L'arrestation en 1999 d'Abdullah Öcalan, chef du PKK, freine ces dérives. C'est l'année où la Turquie, encouragée par l'obtention du statut de candidat à l'Union européenne (UE), lance son mouvement de réformes. Les juges militaires sont d'abord retirés des cours de sécurité de l'Etat. En 2001, l'état de siège est levé dans le Sud-Est, et trois civils sont adjoints au MGK, dont les avis ne sont plus "prioritaires".

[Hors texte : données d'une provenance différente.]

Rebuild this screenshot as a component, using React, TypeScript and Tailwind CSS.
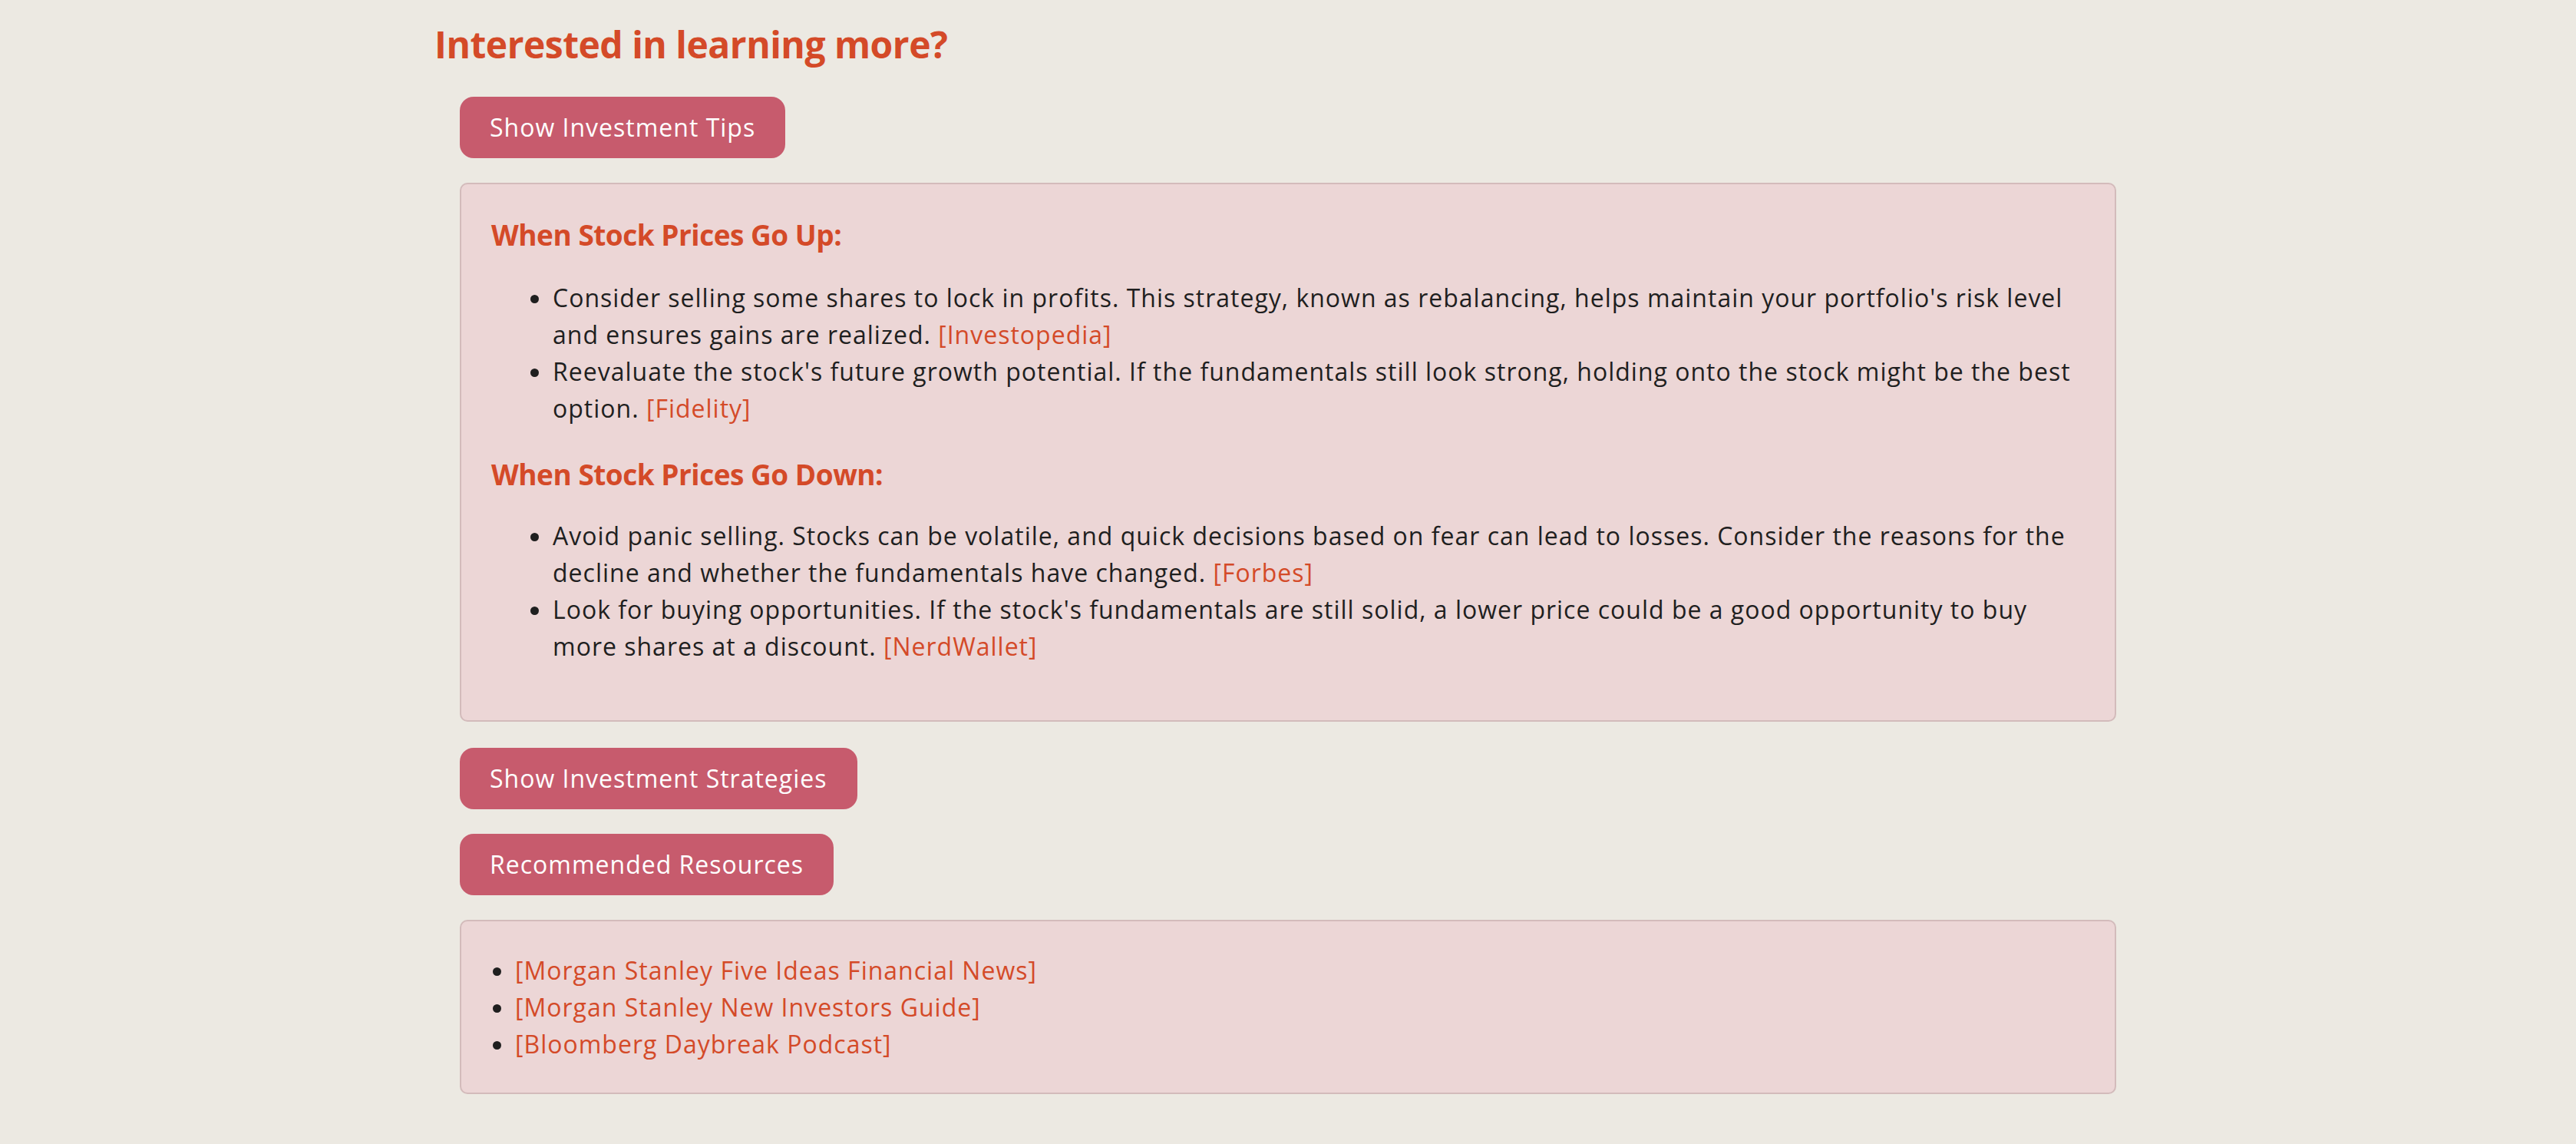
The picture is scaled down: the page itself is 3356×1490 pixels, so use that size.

Mais c'est le gouvernement Erdogan - "ex-islamiste" et mal-aimé des militaires - qui obtient le principal en juillet 2003 : un civil devient secrétaire général du MGK, qui perd (théoriquement) son accès illimité à toutes les entités civiles, ce qui lui permettait de veiller à l'application de ses "avis". Son appareil de 700 personnes est réduit et ses réunions espacées de deux mois. La raison de ce "miracle" ? A l'époque, plus de 70 % des Turcs veulent entrer dans l'UE, et celle-ci insiste pour réduire le poids de l'armée, qui ne peut s'y opposer sans perdre son prestige. Toutefois, ses généraux témoignent de leur courroux en s'asseyant trois minutes, dans un silence total, devant la presse et face à un président du Parlement coupable d'avoir amené sa femme voilée à une cérémonie protocolaire...

Or les rebuffades de l'UE ont fini par retourner l'opinion en Turquie, et l'administration Bush, donc l'OTAN, est en crise. Les généraux turcs se sentent désormais libres de redonner de la voix. Ils affichent leurs plans de nouvelles invasions au Kurdistan d'Irak, relancent leurs offensives contre le PKK en Turquie, sabotent les initiatives de règlement à Chypre et multiplient les mises en garde contre les "manquements à la laïcité" prêtés au gouvernement. Jusqu'à celle qui a été postée le 27 avril sur le site Internet de l'état-major. Cette mise en garde a été qualifiée de nouveau "coup d'Etat virtuel", car elle a stoppé le processus d'élection à la présidence par le Parlement d'Abdullah Gül, le bras droit de M. Erdogan, même si les formes furent très imparfaitement préservées, par le biais d'un jugement prononcé à cet effet par la Cour constitutionnelle.